■ **Aim of the exercise**:
Look through the records below and give the number of lines holding the string "components", nothing more.

■ **Stored records**:
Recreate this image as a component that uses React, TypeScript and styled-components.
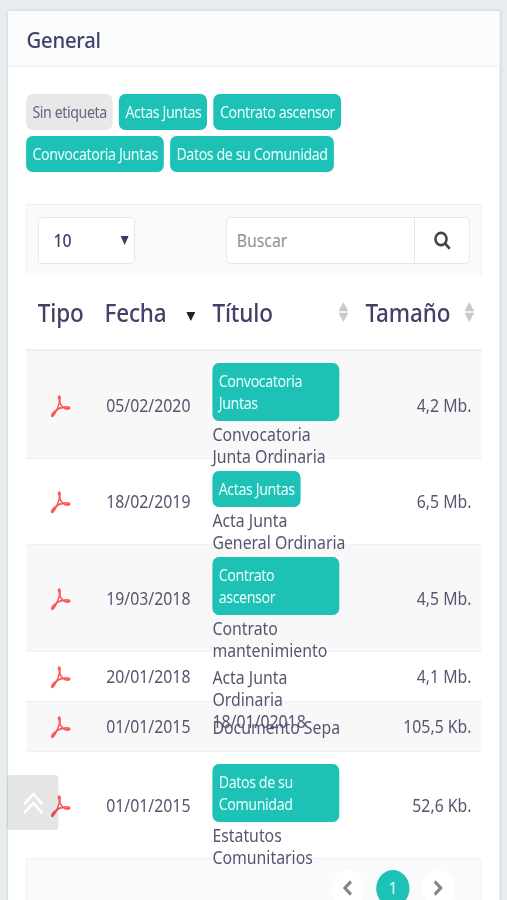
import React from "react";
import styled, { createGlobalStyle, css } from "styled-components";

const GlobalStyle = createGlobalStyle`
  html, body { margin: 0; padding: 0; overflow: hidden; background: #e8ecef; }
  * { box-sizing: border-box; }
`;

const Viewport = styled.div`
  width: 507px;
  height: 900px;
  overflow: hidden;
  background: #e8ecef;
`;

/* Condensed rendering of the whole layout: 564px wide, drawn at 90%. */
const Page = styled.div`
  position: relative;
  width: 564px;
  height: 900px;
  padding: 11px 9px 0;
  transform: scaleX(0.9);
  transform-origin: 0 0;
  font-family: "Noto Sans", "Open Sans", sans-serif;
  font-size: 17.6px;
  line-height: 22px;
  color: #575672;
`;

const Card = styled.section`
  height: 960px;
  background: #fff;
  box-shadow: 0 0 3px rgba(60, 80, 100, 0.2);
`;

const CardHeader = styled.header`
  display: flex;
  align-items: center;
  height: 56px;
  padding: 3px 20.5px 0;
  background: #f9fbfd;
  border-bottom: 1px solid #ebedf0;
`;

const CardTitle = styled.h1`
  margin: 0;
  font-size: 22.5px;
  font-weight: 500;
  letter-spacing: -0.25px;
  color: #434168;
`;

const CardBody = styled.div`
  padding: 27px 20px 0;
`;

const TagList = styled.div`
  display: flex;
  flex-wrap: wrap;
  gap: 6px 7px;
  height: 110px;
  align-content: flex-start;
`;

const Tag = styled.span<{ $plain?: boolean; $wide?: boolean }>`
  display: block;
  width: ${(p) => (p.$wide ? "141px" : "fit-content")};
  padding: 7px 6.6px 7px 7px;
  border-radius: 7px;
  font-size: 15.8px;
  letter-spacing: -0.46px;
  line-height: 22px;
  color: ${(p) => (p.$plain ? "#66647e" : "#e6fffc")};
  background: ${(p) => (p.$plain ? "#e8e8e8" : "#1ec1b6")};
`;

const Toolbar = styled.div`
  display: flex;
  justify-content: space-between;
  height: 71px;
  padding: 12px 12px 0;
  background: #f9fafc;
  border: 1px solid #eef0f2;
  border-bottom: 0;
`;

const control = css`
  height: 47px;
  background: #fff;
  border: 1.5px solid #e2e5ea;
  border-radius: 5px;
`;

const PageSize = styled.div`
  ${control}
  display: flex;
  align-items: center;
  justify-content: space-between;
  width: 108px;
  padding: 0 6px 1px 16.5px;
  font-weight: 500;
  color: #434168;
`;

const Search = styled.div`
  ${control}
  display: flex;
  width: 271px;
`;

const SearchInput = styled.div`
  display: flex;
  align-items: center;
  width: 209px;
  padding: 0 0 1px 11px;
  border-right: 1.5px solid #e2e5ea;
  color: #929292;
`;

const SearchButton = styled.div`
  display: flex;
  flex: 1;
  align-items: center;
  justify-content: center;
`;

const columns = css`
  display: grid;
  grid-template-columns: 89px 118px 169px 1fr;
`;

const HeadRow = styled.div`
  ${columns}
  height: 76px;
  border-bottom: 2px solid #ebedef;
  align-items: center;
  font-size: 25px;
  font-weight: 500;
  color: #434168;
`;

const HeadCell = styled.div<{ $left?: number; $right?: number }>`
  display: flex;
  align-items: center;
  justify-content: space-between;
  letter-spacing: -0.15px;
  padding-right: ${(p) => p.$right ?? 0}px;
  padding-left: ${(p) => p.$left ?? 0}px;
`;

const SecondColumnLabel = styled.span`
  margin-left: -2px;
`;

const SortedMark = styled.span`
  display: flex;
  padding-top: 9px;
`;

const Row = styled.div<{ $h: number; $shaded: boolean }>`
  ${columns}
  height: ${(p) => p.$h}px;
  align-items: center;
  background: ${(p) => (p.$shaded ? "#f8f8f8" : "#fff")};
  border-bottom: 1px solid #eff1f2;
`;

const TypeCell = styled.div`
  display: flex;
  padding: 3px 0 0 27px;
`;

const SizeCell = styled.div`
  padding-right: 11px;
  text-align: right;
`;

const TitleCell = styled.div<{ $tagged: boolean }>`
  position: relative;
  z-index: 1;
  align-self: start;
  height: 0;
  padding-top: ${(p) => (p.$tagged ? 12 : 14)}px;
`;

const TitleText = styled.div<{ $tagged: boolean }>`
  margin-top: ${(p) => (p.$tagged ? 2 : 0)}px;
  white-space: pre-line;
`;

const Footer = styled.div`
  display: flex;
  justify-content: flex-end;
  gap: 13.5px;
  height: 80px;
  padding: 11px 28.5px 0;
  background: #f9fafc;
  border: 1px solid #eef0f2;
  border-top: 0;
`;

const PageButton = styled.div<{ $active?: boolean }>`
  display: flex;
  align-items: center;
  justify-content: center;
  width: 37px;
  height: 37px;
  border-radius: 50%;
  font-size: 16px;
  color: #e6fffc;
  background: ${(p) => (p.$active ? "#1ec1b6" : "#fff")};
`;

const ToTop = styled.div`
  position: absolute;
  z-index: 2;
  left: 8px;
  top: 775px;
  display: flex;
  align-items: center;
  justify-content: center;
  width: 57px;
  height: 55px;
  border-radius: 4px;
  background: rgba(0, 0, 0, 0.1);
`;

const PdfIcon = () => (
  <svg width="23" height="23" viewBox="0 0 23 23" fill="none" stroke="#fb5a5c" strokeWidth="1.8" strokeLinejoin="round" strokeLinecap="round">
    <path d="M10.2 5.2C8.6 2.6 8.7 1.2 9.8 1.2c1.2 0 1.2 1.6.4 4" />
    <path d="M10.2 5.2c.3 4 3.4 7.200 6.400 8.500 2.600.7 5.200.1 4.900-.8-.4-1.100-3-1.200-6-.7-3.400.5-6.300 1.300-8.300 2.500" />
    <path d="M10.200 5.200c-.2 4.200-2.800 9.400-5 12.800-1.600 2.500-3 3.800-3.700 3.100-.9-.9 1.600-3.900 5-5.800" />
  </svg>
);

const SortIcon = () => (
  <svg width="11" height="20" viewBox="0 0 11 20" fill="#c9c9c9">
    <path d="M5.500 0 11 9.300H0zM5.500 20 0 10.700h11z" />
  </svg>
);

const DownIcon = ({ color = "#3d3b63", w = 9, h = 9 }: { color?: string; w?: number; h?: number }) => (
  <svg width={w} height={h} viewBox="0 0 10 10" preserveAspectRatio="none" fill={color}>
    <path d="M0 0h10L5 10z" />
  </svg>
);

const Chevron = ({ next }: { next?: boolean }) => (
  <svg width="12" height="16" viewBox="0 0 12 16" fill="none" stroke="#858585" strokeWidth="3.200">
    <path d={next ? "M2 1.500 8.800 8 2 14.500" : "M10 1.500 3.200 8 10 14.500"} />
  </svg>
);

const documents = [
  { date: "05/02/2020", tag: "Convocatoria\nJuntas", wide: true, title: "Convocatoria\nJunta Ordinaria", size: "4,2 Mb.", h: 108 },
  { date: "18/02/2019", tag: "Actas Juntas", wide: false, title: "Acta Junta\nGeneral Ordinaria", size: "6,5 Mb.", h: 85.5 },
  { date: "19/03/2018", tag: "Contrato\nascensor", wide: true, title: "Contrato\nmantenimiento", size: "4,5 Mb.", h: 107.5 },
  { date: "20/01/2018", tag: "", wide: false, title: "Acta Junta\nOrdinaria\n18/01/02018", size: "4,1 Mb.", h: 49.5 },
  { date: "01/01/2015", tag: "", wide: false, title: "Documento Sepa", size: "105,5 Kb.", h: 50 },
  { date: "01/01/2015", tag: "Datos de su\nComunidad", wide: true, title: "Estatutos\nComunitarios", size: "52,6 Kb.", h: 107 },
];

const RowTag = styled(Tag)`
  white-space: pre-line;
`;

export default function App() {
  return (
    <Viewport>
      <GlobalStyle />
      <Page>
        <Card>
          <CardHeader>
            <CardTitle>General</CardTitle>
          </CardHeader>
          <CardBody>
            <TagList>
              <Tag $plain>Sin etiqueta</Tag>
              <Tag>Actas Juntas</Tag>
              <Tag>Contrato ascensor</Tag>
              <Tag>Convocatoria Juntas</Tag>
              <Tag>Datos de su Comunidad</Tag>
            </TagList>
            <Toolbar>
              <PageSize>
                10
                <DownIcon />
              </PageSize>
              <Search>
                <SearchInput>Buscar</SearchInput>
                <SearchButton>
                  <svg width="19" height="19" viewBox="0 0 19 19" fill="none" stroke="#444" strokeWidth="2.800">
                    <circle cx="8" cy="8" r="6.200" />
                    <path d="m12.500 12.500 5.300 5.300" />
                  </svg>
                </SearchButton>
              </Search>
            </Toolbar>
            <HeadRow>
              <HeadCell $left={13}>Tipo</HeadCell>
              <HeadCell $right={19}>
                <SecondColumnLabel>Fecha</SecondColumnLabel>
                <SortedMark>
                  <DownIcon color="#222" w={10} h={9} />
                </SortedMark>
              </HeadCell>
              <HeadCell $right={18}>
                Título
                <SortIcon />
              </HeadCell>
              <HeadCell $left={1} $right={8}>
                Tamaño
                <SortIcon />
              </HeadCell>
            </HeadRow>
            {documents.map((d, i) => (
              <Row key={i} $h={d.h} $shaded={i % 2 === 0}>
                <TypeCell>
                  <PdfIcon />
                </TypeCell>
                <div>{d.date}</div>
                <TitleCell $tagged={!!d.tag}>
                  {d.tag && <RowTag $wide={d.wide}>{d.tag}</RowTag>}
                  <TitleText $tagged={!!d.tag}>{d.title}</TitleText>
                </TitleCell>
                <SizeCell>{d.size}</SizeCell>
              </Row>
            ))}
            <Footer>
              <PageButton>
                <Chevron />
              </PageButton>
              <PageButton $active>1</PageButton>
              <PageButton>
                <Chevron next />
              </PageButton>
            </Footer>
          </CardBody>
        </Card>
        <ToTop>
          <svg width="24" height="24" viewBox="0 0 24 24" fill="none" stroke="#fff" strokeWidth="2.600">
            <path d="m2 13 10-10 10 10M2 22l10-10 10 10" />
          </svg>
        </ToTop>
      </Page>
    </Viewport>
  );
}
--
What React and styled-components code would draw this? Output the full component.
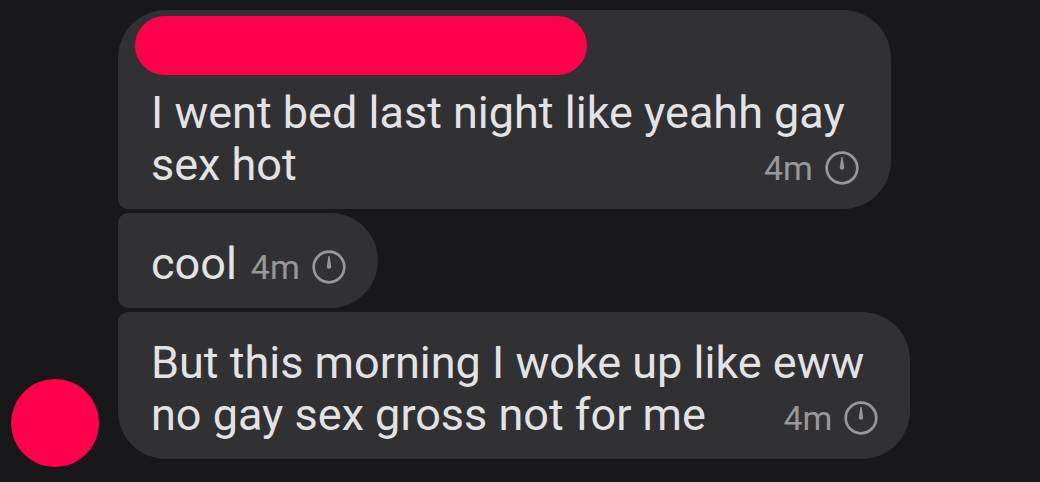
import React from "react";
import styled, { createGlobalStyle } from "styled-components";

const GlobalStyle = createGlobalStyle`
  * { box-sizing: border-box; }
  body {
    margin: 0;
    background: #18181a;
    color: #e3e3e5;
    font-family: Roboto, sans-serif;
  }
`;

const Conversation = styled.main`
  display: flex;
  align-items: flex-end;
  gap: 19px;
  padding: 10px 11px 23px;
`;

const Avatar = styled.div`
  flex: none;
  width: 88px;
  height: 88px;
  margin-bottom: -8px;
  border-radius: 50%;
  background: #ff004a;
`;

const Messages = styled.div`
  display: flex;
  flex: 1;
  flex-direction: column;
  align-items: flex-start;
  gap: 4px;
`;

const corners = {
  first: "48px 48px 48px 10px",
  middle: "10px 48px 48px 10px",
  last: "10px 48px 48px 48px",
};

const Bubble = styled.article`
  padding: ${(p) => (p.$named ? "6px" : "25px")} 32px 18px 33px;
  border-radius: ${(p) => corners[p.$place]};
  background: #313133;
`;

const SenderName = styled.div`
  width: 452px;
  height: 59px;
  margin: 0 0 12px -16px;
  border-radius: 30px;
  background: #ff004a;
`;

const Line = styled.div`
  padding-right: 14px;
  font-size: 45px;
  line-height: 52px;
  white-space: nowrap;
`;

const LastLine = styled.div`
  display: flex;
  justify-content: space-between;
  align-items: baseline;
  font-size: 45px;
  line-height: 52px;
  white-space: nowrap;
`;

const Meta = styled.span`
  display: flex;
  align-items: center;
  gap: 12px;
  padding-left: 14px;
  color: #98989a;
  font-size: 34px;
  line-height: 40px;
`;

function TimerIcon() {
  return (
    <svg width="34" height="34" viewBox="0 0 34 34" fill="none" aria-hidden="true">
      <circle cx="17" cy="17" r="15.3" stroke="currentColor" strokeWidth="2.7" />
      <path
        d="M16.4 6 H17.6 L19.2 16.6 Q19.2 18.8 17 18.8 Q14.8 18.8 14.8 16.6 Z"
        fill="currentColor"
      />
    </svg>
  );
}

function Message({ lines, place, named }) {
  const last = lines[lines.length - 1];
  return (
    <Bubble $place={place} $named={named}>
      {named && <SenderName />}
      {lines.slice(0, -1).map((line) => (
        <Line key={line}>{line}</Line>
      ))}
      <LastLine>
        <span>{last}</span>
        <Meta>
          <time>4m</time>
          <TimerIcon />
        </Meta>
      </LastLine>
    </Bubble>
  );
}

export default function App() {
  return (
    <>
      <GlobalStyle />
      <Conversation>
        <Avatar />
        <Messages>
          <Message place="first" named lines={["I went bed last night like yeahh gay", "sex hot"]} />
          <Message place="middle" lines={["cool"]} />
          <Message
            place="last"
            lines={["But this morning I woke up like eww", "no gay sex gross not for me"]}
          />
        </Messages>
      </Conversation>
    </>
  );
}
--
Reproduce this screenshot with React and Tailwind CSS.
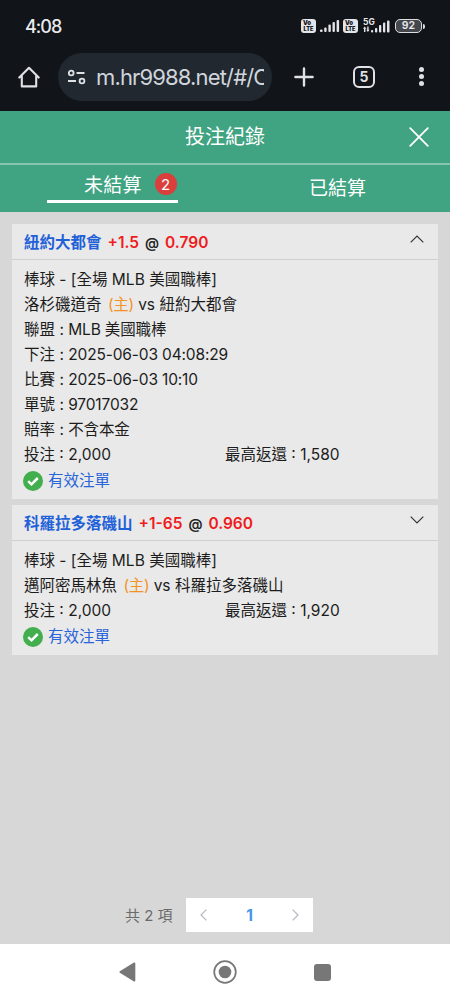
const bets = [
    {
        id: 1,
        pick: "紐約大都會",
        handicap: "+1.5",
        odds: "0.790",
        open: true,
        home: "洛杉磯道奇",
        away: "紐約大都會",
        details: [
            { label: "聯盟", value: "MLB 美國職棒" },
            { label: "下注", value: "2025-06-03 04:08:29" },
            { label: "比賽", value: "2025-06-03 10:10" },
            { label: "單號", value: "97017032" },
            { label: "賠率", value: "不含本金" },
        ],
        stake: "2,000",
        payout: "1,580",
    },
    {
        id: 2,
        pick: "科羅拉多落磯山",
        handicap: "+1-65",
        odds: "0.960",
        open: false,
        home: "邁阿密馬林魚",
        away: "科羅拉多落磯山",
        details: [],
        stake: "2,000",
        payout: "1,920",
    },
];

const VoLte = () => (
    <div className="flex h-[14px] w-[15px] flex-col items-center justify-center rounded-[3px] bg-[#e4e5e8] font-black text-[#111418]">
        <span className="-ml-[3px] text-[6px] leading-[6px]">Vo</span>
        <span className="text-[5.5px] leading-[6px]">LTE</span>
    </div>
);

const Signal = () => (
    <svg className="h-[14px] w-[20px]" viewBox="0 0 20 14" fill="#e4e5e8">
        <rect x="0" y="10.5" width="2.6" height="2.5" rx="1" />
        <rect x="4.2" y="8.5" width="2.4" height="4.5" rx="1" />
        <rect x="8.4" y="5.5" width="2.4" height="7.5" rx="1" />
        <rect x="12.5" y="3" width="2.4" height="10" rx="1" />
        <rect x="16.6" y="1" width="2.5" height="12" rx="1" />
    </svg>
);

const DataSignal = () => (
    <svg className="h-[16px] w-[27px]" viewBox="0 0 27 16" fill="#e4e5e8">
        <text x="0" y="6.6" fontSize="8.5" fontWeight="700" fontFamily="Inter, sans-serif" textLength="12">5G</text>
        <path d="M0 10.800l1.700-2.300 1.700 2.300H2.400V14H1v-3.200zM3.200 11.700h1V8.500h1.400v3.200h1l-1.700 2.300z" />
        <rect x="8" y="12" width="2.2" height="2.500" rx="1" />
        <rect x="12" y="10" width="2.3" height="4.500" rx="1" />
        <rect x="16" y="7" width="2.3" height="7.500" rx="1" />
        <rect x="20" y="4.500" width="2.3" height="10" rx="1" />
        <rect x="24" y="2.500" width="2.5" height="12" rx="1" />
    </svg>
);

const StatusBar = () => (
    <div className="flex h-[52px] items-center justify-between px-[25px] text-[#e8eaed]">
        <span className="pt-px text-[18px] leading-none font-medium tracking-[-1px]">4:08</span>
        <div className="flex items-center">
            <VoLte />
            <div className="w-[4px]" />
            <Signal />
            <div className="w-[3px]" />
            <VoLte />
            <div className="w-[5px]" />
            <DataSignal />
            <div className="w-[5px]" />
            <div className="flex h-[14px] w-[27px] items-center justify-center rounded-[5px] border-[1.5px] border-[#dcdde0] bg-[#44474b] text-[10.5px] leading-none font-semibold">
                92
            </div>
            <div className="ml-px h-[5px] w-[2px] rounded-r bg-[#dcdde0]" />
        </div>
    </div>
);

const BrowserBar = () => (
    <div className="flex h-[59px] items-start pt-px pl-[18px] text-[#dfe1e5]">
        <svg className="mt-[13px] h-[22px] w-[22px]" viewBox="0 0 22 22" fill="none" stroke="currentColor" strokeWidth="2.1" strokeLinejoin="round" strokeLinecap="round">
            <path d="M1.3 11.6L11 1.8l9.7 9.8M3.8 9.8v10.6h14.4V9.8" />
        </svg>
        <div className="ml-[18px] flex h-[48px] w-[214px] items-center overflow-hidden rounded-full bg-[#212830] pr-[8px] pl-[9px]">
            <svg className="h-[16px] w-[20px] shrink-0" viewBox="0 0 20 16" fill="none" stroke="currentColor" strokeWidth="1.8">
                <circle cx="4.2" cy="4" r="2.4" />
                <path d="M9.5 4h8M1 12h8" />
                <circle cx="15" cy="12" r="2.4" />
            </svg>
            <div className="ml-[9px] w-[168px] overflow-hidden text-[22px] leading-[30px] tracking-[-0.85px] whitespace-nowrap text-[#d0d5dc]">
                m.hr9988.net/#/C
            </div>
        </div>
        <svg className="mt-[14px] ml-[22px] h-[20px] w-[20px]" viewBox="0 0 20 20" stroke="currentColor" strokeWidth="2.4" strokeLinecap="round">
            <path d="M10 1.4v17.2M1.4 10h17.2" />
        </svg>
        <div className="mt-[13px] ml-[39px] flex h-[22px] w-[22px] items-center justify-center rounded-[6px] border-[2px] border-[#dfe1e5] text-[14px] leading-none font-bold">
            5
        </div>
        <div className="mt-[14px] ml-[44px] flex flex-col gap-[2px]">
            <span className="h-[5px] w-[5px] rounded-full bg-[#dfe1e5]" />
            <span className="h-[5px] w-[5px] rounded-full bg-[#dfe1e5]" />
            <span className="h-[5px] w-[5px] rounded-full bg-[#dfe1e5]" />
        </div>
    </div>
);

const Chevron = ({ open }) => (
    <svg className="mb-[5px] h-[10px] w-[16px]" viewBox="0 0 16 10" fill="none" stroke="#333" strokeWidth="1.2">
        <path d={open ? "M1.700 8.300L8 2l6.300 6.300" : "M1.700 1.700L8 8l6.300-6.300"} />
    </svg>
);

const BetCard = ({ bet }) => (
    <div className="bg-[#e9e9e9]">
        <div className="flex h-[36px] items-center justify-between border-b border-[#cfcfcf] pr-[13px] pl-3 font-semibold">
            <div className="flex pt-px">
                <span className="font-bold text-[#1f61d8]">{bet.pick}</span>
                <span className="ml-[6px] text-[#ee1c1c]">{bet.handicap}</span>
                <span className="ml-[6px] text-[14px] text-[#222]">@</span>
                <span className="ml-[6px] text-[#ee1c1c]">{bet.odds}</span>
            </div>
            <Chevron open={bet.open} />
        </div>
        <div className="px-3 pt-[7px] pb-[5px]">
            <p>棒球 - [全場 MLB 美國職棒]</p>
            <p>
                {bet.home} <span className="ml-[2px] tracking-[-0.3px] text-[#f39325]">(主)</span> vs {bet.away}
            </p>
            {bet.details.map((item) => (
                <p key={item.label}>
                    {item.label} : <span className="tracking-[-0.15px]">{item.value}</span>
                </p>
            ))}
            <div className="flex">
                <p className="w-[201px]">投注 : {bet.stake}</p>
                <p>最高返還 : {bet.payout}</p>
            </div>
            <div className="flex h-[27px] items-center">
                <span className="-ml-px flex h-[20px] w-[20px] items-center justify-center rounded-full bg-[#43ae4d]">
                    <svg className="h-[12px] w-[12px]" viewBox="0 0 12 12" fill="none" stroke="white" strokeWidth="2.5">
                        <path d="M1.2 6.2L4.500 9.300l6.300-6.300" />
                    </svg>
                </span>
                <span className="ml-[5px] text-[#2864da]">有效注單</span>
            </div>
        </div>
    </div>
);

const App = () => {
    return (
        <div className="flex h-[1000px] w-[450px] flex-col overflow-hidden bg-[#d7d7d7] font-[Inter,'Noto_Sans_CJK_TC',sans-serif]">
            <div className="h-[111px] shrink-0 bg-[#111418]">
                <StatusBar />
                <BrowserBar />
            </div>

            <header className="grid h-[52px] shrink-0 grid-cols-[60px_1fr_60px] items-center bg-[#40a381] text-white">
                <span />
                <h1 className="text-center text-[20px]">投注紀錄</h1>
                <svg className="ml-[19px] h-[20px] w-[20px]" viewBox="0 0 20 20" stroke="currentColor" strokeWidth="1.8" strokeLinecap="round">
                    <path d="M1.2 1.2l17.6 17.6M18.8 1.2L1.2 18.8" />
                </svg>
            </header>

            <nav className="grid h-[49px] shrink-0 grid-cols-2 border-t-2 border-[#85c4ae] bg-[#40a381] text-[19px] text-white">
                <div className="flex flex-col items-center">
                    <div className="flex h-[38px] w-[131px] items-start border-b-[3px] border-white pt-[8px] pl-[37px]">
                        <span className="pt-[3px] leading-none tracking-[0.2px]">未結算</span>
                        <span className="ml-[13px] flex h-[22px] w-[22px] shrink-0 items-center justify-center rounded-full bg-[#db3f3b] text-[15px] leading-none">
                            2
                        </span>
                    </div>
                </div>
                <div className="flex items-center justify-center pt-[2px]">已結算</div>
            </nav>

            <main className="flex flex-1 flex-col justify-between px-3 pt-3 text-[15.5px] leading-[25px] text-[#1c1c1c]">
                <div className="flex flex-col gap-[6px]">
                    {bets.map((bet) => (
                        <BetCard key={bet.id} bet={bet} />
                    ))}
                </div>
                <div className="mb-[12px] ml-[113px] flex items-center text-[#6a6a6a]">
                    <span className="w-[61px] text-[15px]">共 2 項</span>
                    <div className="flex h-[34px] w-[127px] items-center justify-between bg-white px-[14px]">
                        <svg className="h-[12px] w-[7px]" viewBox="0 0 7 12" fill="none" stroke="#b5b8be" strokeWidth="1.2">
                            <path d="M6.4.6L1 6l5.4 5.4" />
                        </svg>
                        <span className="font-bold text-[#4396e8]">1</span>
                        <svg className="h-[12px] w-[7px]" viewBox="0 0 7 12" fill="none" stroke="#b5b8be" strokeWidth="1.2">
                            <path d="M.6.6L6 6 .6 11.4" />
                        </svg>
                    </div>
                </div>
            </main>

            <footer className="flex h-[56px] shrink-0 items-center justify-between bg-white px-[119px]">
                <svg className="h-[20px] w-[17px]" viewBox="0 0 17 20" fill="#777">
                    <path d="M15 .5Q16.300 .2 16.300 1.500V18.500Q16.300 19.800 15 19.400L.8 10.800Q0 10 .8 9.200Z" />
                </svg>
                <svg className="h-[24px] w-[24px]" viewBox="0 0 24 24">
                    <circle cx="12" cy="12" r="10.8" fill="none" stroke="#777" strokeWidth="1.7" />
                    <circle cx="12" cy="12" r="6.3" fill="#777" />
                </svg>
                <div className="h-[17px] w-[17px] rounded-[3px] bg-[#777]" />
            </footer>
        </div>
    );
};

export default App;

■ **Output below**:
4